American Express Travel Related Services Co. and Visa U.S.A. are on opposite sidelines as the Dallas Cowboys' dispute with the National Football League escalates.
Visa and the NFL say American Express shouldn't even be at the game. Earlier this year, Visa secured the rights to be designated the NFL's "official payment card" through 2000.
But the Dallas team's owner, Jerry Jones, announced last week that American Express was the official charge and credit card of Texas Stadium. Terms were not disclosed other than to say it's a multiyear, multimillion- dollar arrangement. "The announcement does not change the fact that Visa is the official credit card of the NFL," said Chris Widmaier, the league's corporate communications director.
"We're not going to change anything we're doing because of the Texas Stadium thing," said Michael Beindorff, executive vice president of marketing and product management for Visa U.S.A.

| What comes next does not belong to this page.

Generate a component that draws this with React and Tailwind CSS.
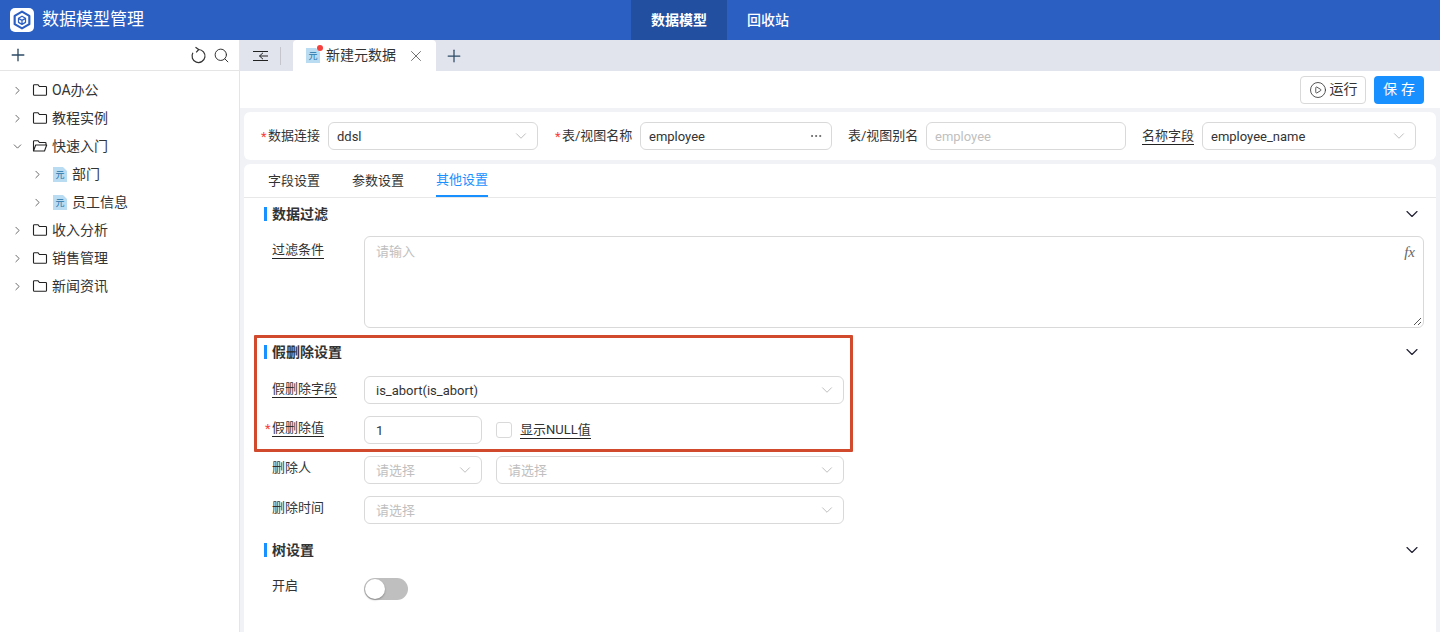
import { ChevronDown, ChevronRight, Plus, Search, X, Ellipsis, CirclePlay } from "lucide-react";

const font = "font-['Roboto','Noto_Sans_CJK_SC',sans-serif]";

function MetaIcon({ dot }) {
  return (
    <span className="relative flex h-[15px] w-[14px] shrink-0 items-center justify-center text-[9px] leading-none text-[#2472a8]">
      <svg className="absolute inset-0" width="14" height="15" viewBox="0 0 14 15">
        <path d="M0 0h10l4 4v11H0z" fill="#b9dcf2" />
      </svg>
      <span className="relative mt-[2px]">元</span>
      {dot && <span className="absolute -right-[3px] -top-[3px] h-[6px] w-[6px] rounded-full bg-[#f5403d]" />}
    </span>
  );
}

function FolderIcon({ open }) {
  return (
    <svg width="16" height="16" viewBox="0 0 16 16" fill="none" stroke="#222" strokeWidth="1.1" strokeLinejoin="round" className="mr-[4px] shrink-0">
      {open ? (
        <path d="M1.5 13V3.5a.8.8 0 0 1 .8-.8h3.6l1.5 1.8h5.8a.8.8 0 0 1 .8.8V7M1.5 13l2.2-6h11l-2.2 6z" />
      ) : (
        <path d="M1.5 3.5a.8.8 0 0 1 .8-.8h3.6l1.5 1.8h6.3a.8.8 0 0 1 .8.8v7.1a.8.8 0 0 1-.8.8H2.3a.8.8 0 0 1-.8-.8z" />
      )}
    </svg>
  );
}

function TreeRow({ label, open, child }) {
  const Arrow = open ? ChevronDown : ChevronRight;
  return (
    <div className={`flex h-7 items-center ${child ? "pl-[31px]" : "pl-[11px]"}`}>
      <Arrow size={13} className="mr-[8px] text-[#555]" strokeWidth={1.6} />
      {child ? (
        <span className="ml-px mr-[5px]"><MetaIcon /></span>
      ) : (
        <FolderIcon open={open} />
      )}
      <span className="pt-[1px] text-[14px] text-[#333]">{label}</span>
    </div>
  );
}

function Field({ value, placeholder, className = "", arrow, dots }) {
  return (
    <div className={`flex h-7 items-center justify-between rounded-[6px] border border-[#d9d9d9] bg-white pl-2 pr-[7px] text-[13px] ${className}`}>
      <span className={`pt-[1px] ${value ? "text-[#333]" : "text-[#bfbfbf]"}`}>{value || placeholder}</span>
      {arrow && <ChevronDown size={18} strokeWidth={1} className="text-[#aaa]" />}
      {dots && <Ellipsis size={14} strokeWidth={1.5} className="mr-[1px] text-[#555]" />}
    </div>
  );
}

function Label({ children, required, underline, className = "" }) {
  return (
    <div className={`relative shrink-0 text-[13px] leading-5 text-[#333] ${className}`}>
      {required && <span className="absolute -left-[7px] top-[1px] text-[#f5403d]">*</span>}
      <span className={underline ? "border-b border-[#222] pb-[1px]" : ""}>{children}</span>
    </div>
  );
}

function Section({ title, className = "" }) {
  return (
    <div className={`flex h-5 items-center justify-between pl-[20px] pr-[14px] ${className}`}>
      <div className="flex items-center gap-[5px]">
        <span className="h-[14px] w-[3px] bg-[#1890ff]" />
        <span className="text-[14px] font-bold text-[#333]">{title}</span>
      </div>
      <ChevronDown size={20} strokeWidth={1.4} className="text-[#223]" />
    </div>
  );
}

function FormRow({ className = "", children }) {
  return <div className={`flex items-start pl-[28px] ${className}`}>{children}</div>;
}

export default function App() {
  return (
    <div className={`flex h-[632px] w-[1440px] flex-col overflow-hidden bg-white ${font}`}>
      <header className="relative flex h-10 shrink-0 items-center bg-[#2b5fc2] pl-[10px]">
        <span className="flex h-6 w-6 items-center justify-center rounded-[5px] bg-white">
          <svg width="20" height="20" viewBox="0 0 24 24" fill="none" stroke="#2b5fc2" strokeLinejoin="round">
            <path d="M12 2 20.8 7v10L12 22 3.2 17V7z" strokeWidth="2.6" />
            <path d="M12 7.5 16.2 10v4.8L12 17.2 7.8 14.8V10zM7.8 10 12 12.4 16.2 10M12 12.4v4.8" strokeWidth="1.5" />
          </svg>
        </span>
        <span className="ml-[8px] text-[17px] text-white">数据模型管理</span>
        <nav className="ml-[487px] flex h-full text-[14px] text-white">
          <div className="flex w-[96px] items-center justify-center bg-[#224f9f] font-bold">数据模型</div>
          <div className="flex w-[82px] items-center justify-center font-medium">回收站</div>
        </nav>
      </header>

      <div className="flex min-h-0 flex-1">
        <aside className="w-[240px] shrink-0 border-r border-[#e5e5e5]">
          <div className="flex h-[31px] items-center justify-between border-b border-[#e5e5e5] pl-[8px] pr-[9px]">
            <Plus size={20} strokeWidth={1.6} className="text-[#2c4a66]" />
            <div className="flex items-center gap-[5px]">
              <svg width="19" height="19" viewBox="0 0 19 19" fill="none" stroke="#333" strokeWidth="1.2" strokeLinejoin="round">
                <path d="M9.5 3.5a6.5 6.5 0 1 1-5.6 3.2" />
                <path d="M6.5 1.2 9.7 3.5 7.2 6.4" />
              </svg>
              <Search size={17} strokeWidth={1.4} className="text-[#333]" />
            </div>
          </div>
          <div className="pt-[5px]">
            <TreeRow label="OA办公" />
            <TreeRow label="教程实例" />
            <TreeRow label="快速入门" open />
            <TreeRow label="部门" child />
            <TreeRow label="员工信息" child />
            <TreeRow label="收入分析" />
            <TreeRow label="销售管理" />
            <TreeRow label="新闻资讯" />
          </div>
        </aside>

        <main className="relative flex min-w-0 flex-1 flex-col bg-[#f0f2f5]">
          <div className="flex h-[31px] shrink-0 items-center bg-[#e1e4ed]">
            <div className="flex w-[41px] items-center justify-between pl-[13px]">
              <svg width="15" height="14" viewBox="0 0 15 14" fill="none" stroke="#222" strokeWidth="1">
                <path d="M0 2.5h15M0 11.5h15M6.5 7H15M10 3.8 6.5 7l3.5 3.2" />
              </svg>
              <span className="h-[18px] w-px bg-[#c4c6cc]" />
            </div>
            <div className="ml-[12px] flex h-full w-[143px] items-center rounded-t-[4px] bg-white pl-[13px]">
              <MetaIcon dot />
              <span className="ml-[6px] text-[14px] text-[#333]">新建元数据</span>
              <X size={18} strokeWidth={1.1} className="ml-[11px] text-[#555]" />
            </div>
            <Plus size={20} strokeWidth={1.5} className="ml-[8px] text-[#2c4a66]" />
          </div>

          <div className="flex h-[37px] shrink-0 items-center justify-end gap-[8px] bg-white pr-[16px]">
            <button className="flex h-7 w-[66px] items-center justify-center gap-[3px] rounded-[4px] border border-[#d9d9d9] bg-white text-[14px] text-[#333]">
              <CirclePlay size={18} strokeWidth={1.1} />
              运行
            </button>
            <button className="h-7 w-[50px] rounded-[4px] bg-[#1890ff] pl-[4px] text-[14px] tracking-[4px] text-white">保存</button>
          </div>

          <div className="mx-[4px] mt-[4px] flex h-[48px] shrink-0 items-center rounded-[6px] bg-white pl-[24px] pr-[16px]">
            <Label required className="w-[60px]">数据连接</Label>
            <Field value="ddsl" arrow className="w-[210px]" />
            <Label required className="ml-[24px] w-[78px]">表/视图名称</Label>
            <Field value="employee" dots className="w-[192px]" />
            <Label className="ml-[16px] w-[78px]">表/视图别名</Label>
            <Field placeholder="employee" className="w-[200px]" />
            <Label underline className="ml-[16px] w-[60px]">名称字段</Label>
            <Field value="employee_name" arrow className="w-[214px]" />
          </div>

          <div className="mx-[4px] mt-[4px] min-h-0 flex-1 rounded-t-[6px] bg-white">
            <div className="flex h-[34px] gap-[32px] border-b border-[#e8e8e8] pl-[24px] text-[13px] text-[#333]">
              <span className="flex items-center pt-[1px]">字段设置</span>
              <span className="flex items-center pt-[1px]">参数设置</span>
              <span className="flex items-center border-b-2 border-[#1890ff] pt-[1px] text-[#1890ff]">其他设置</span>
            </div>

            <Section title="数据过滤" className="mt-[6px]" />
            <FormRow className="mt-[12px]">
              <Label underline className="mt-[4px] w-[92px]">过滤条件</Label>
              <div className="relative h-[92px] w-[1060px] rounded-[6px] border border-[#d9d9d9] px-[11px] py-[5px] text-[13px] text-[#bfbfbf]">
                请输入
                <span className="absolute right-[8px] top-[4px] font-['Liberation_Serif',serif] text-[15px] italic text-[#666]">fx</span>
                <svg className="absolute bottom-[1px] right-[1px]" width="9" height="9" viewBox="0 0 9 9" stroke="#555" strokeWidth="1">
                  <path d="M1 8 8 1M5 8l3-3" />
                </svg>
              </div>
            </FormRow>

            <Section title="假删除设置" className="mt-[14px]" />
            <FormRow className="mt-[14px]">
              <Label underline className="mt-[3px] w-[92px]">假删除字段</Label>
              <Field value="is_abort(is_abort)" arrow className="w-[480px] pl-[11px]" />
            </FormRow>
            <FormRow className="mt-[12px]">
              <Label required underline className="mt-[2px] w-[92px]">假删除值</Label>
              <Field value="1" className="w-[118px] pl-[11px]" />
              <span className="ml-[14px] mt-[6px] h-4 w-4 rounded-[3px] border border-[#d9d9d9]" />
              <Label underline className="ml-[8px] mt-[4px]">显示NULL值</Label>
            </FormRow>
            <FormRow className="mt-[12px]">
              <Label className="mt-[2px] w-[92px]">删除人</Label>
              <Field placeholder="请选择" arrow className="w-[118px] pl-[11px]" />
              <Field placeholder="请选择" arrow className="ml-[14px] w-[348px] pl-[11px]" />
            </FormRow>
            <FormRow className="mt-[12px]">
              <Label className="mt-[2px] w-[92px]">删除时间</Label>
              <Field placeholder="请选择" arrow className="w-[480px] pl-[11px]" />
            </FormRow>

            <Section title="树设置" className="mt-[16px]" />
            <FormRow className="mt-[18px]">
              <Label className="-mt-[2px] w-[92px]">开启</Label>
              <span className="flex h-[22px] w-[44px] items-center rounded-full bg-[#bfbfbf] pl-[1px]">
                <span className="h-5 w-5 rounded-full bg-white shadow-[0_1px_2px_rgba(0,0,0,0.3)]" />
              </span>
            </FormRow>
          </div>

          {/* 标注框 */}
          <div className="pointer-events-none absolute left-[14px] top-[295px] h-[117px] w-[599px] rounded-[1px] border-[3px] border-[#d24a2e]" />
        </main>
      </div>
    </div>
  );
}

Mr. Jones has been thumbing his nose at the rest of the professional football establishment. He has also struck sponsorship deals with Nike and Pepsi-Cola that conflict with the NFL's Reebok and Coca-Cola relationships.
The American Express announcement came almost three weeks after the NFL filed a $300 million lawsuit challenging the unilateral Dallas sponsorships. American Express was not named in the suit. Sources said the American Express deal was negotiated prior to the suit but not publicized.
Calling attention to its NFL ties, Visa has been running a humorous television commercial depicting members of the Denver Broncos and San Francisco 49ers singing karaoke at a Tokyo restaurant - filmed while they were in Japan for a preseason game.
Visa also plans to participate in a Thanksgiving weekend "Call for Quarterbacks" promotion on the Fox network. A spot featuring 49ers quarterback Steve Young will tout a grand prize that allows one person to be an "honorary backup quarterback" at Super Bowl XXX in January.
Mr. Beindorff of Visa suggested that the American Express deal - which Jim Andrews, vice president of IEG Sponsorship Report in Chicago, said could be worth $1 million a year - could "signal a crack in the armor of the NFL."
Historically, he pointed out, the NFL has sought sponsorships that benefit the entire league. The money from 35 corporate sponsors is divided among all 30 teams.
Texas Stadium, not a team but owned by the Cowboys, has broken the mold by signing with non-NFL sponsors. "The stadium has signed up high-profile sponsor agreements that are in no way in violation of the NFL rules," said Rich Dalrymple, director of public relations for the Dallas Cowboys.
American Express' deal will give cardholders special ticket access to sporting events, concerts, and other stadium activities. Also, American Express' charge and credit cards will be the only ones accepted for season football tickets.
American Express cards have been accepted for concessions and merchandise purchases since 1989. No other cards are accepted, Mr. Dalrymple said.
American Express said Dallas is one of its 10 largest cardmember markets. A million people pass through the Texas Stadium turnstiles each year.
"It would be naive to think this type of action doesn't have a detrimental effect," an NFL source said.
"It adds to consumer confusion if American Express does any kind of promotion (about the sponsorship) especially outside the Dallas area," said Mr. Andrews of IEG. The more sponsors there are associated with football, he said, the less consumers identify with just one.
Visa U.S.A. and American Express have tangled in the sporting arena before. Visa, a worldwide Olympics sponsor, has claimed numerous "ambushes" by its New York-based charge card rival. In the last winter games in Lillehammer, for example, American Express ran ads that said, "You don't need a visa to come to Norway."
Conversely, Visa ads have spotlighted places that "don't take American Express."
Mr. Andrews said the latest clash "fits the pattern of two companies wanting to take a bite out of each others' exclusive sponsorships."